Rows from a dataset:
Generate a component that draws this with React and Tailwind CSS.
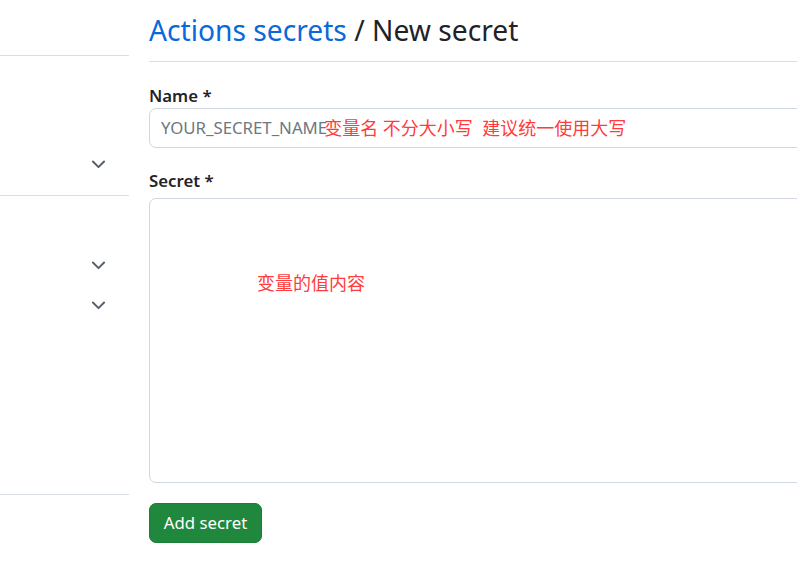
import React from 'react'

const font = { fontFamily: '"Noto Sans", "Noto Sans CJK SC", sans-serif' }

const Chevron = () => (
  <svg width="21" height="21" viewBox="0 0 16 16" fill="#57606a">
    <path d="M12.78 5.22a.749.749 0 0 1 0 1.06l-4.25 4.25a.749.749 0 0 1-1.06 0L3.22 6.28a.749.749 0 1 1 1.06-1.06L8 8.939l3.72-3.719a.749.749 0 0 1 1.06 0Z" />
  </svg>
)

const Sidebar = () => (
  <aside className="w-[129px] shrink-0">
    <div className="h-[56px] border-b border-[#d8dee4]" />
    <div className="h-[140px] border-b border-[#d8dee4] flex flex-col items-end pr-[20px] pt-[98px]">
      <Chevron />
    </div>
    <div className="h-[299px] border-b border-[#d8dee4] flex flex-col items-end pr-[20px] pt-[59px] gap-[19px]">
      <Chevron />
      <Chevron />
    </div>
  </aside>
)

export default function App() {
  return (
    <div className="w-[797px] h-[574px] overflow-hidden bg-white flex text-[#1f2328]" style={font}>
      <Sidebar />
      <main className="w-[700px] shrink-0 ml-[20px]">
        <div className="h-[62px] border-b border-[#d8dee4] flex items-center">
          <h2 className="text-[28.2px] leading-none font-normal">
            <a className="text-[#0969da]">Actions secrets</a>
            <span> / New secret</span>
          </h2>
        </div>

        <form className="pt-[24px]">
          <label className="block text-[16.8px] font-semibold leading-[20px] mb-[2px]">Name *</label>
          <div className="h-[40px] border border-[#d0d7de] rounded-[7px] flex items-center px-[11px] text-[16.8px] whitespace-pre">
            <span className="text-[#6e7781]">YOUR_SECRET_NAME</span>
            <span className="text-[#ff3b3b] text-[18px] -ml-[3px]">变量名 不分大小写  建议统一使用大写</span>
          </div>

          <label className="block text-[16.8px] font-semibold leading-[20px] mt-[23px] mb-[7px]">Secret *</label>
          <div className="h-[285px] border border-[#d0d7de] rounded-[7px] pl-[107px] pt-[71px]">
            <span className="text-[#ff3b3b] text-[18px]">变量的值内容</span>
          </div>

          <button
            type="button"
            className="mt-[20px] h-[40px] w-[113px] rounded-[7px] bg-[#1f883d] border border-[#1a7f37] text-white text-[16.8px] font-normal"
          >
            Add secret
          </button>
        </form>
      </main>
    </div>
  )
}
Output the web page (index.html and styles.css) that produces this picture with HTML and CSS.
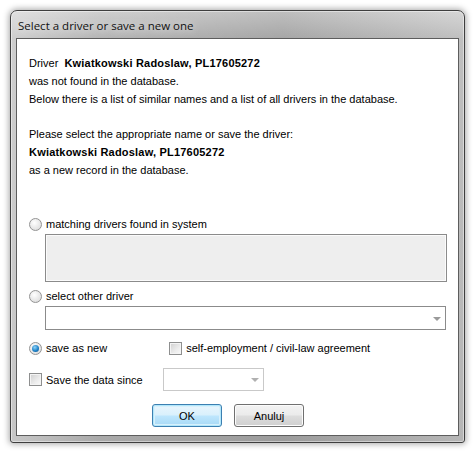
FILE: index.html
```html
<!DOCTYPE html>
<html>
<head>
<meta charset="utf-8">
<link rel="stylesheet" href="styles.css">
</head>
<body>
<div class="window">
  <div class="titlebar">Select a driver or save a new one</div>
  <div class="client">
    <div class="msg">
      <div class="line">Driver&nbsp; <b>Kwiatkowski Radoslaw, PL17605272</b></div>
      <div class="line">was not found in the database.</div>
      <div class="line">Below there is a list of similar names and a list of all drivers in the database.</div>
    </div>
    <div class="msg second">
      <div class="line">Please select the appropriate name or save the driver:</div>
      <div class="line"><b>Kwiatkowski Radoslaw, PL17605272</b></div>
      <div class="line">as a new record in the database.</div>
    </div>

    <div class="row r-matching"><span class="radio"></span><span class="label">matching drivers found in system</span></div>
    <div class="listbox"></div>

    <div class="row r-other"><span class="radio"></span><span class="label">select other driver</span></div>
    <div class="combo"><span class="arrow"></span></div>

    <div class="row r-new">
      <span class="radio checked"></span><span class="label">save as new</span>
      <span class="check self"></span><span class="label">self-employment / civil-law agreement</span>
    </div>

    <div class="row r-since">
      <span class="check"></span><span class="label">Save the data since</span>
      <div class="combo small"><span class="arrow"></span></div>
    </div>

    <div class="buttons">
      <div class="btn default">OK</div>
      <div class="btn">Anuluj</div>
    </div>
  </div>
</div>
</body>
</html>
```
FILE: styles.css
```css
html, body {
  margin: 0;
  padding: 0;
  background: #ffffff;
}
body {
  width: 476px;
  height: 453px;
  overflow: hidden;
  font-family: "Liberation Sans", Arial, sans-serif;
  font-size: 11px;
  color: #000;
}
b {
  letter-spacing: 0.2px;
}
.window {
  box-sizing: border-box;
  margin: 10px 0 0 10px;
  width: 455px;
  height: 433px;
  border: 1px solid #3e3e3e;
  border-radius: 7px 7px 3px 3px;
  background:
    linear-gradient(90deg, rgba(255,255,255,0.35) 0%, rgba(255,255,255,0) 20%, rgba(0,0,0,0.08) 60%, rgba(255,255,255,0.15) 100%),
    linear-gradient(180deg, #cfcfcf 0px, #b4b4b4 28px, #a9a9a9 100%);
  box-shadow: 0 0 6px 1px rgba(0,0,0,0.35), inset 0 0 0 1px rgba(255,255,255,0.45);
  padding: 0 5px 6px 5px;
  display: flex;
  flex-direction: column;
}
.titlebar {
  height: 27px;
  line-height: 29px;
  padding-left: 2px;
  font-family: "Open Sans", "Noto Sans", sans-serif;
  font-size: 11.5px;
  color: #111;
  text-shadow: 0 0 8px rgba(255,255,255,0.9);
}
.client {
  flex: 1;
  background: #fff;
  border: 1px solid #5d5d5d;
  padding: 15px 10px 0 12px;
  display: flex;
  flex-direction: column;
}
.msg .line {
  height: 18px;
  line-height: 18px;
  white-space: nowrap;
}
.msg.second {
  margin-top: 17px;
}
.row {
  display: flex;
  align-items: center;
  height: 18px;
}
.r-matching { margin-top: 36px; }
.r-other { margin-top: 5px; }
.r-new { margin-top: 9px; }
.r-since { margin-top: 11px; height: 23px; }
.label {
  white-space: nowrap;
}
.radio {
  box-sizing: border-box;
  width: 13px;
  height: 13px;
  border-radius: 50%;
  border: 1px solid #939393;
  background: radial-gradient(circle at 40% 35%, #ffffff 0%, #ececec 45%, #d6d6d6 100%);
  margin-right: 4px;
  flex: none;
  position: relative;
}
.radio.checked::after {
  content: "";
  position: absolute;
  left: 2px;
  top: 2px;
  width: 7px;
  height: 7px;
  border-radius: 50%;
  background: radial-gradient(circle at 40% 35%, #8fd3f7 0%, #1f82c8 55%, #0b4f86 100%);
}
.check {
  box-sizing: border-box;
  width: 13px;
  height: 13px;
  border: 1px solid #8e8f8f;
  background: linear-gradient(135deg, #cfcfcf 0%, #ececec 60%, #fafafa 100%);
  box-shadow: inset 0 0 0 1px #f4f4f4;
  margin-right: 4px;
  flex: none;
}
.check.self {
  margin-left: 62px;
}
.listbox {
  box-sizing: border-box;
  margin-top: 1px;
  margin-left: 16px;
  width: 402px;
  height: 48px;
  background: #eeeeee;
  border: 1px solid #8b8b8b;
  box-shadow: inset 0 0 0 1px #fbfbfb;
}
.combo {
  box-sizing: border-box;
  margin-top: 1px;
  margin-left: 16px;
  width: 401px;
  height: 24px;
  background: #fff;
  border: 1px solid #8b8b8b;
  position: relative;
}
.combo.small {
  margin: 0 0 0 20px;
  width: 101px;
  height: 23px;
  border-color: #c9c9c9;
}
.arrow {
  position: absolute;
  right: 4px;
  top: 10px;
  width: 0;
  height: 0;
  border-left: 4px solid transparent;
  border-right: 4px solid transparent;
  border-top: 4px solid #9a9a9a;
}
.combo.small .arrow {
  top: 9px;
  right: 4px;
  border-top-color: #b0b0b0;
}
.buttons {
  display: flex;
  gap: 12px;
  margin-top: 13px;
  margin-left: 123px;
}
.btn {
  box-sizing: border-box;
  width: 70px;
  height: 23px;
  border: 1px solid #707070;
  border-radius: 3px;
  background: linear-gradient(180deg, #f3f3f3 0%, #ebebeb 48%, #dddddd 52%, #cfcfcf 100%);
  box-shadow: inset 0 0 0 1px #fcfcfc;
  display: flex;
  align-items: center;
  justify-content: center;
  font-size: 11px;
}
.btn.default {
  border-color: #3c7fb1;
  background: linear-gradient(180deg, #eaf6fd 0%, #d9f0fc 48%, #bee6fd 52%, #a7d9f5 100%);
  box-shadow: inset 0 0 0 1px #48d0fb44, inset 0 0 0 2px #d8f0fb;
}
```
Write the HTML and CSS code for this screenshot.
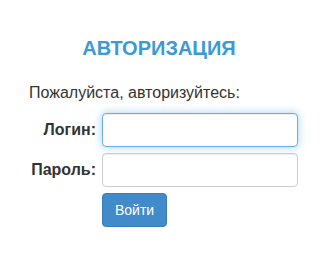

Stated exercise:
Read through the entries and copy each line in which "React" appears.

The solution:
Generate a component that draws this with React and Tailwind CSS.
import React from 'react'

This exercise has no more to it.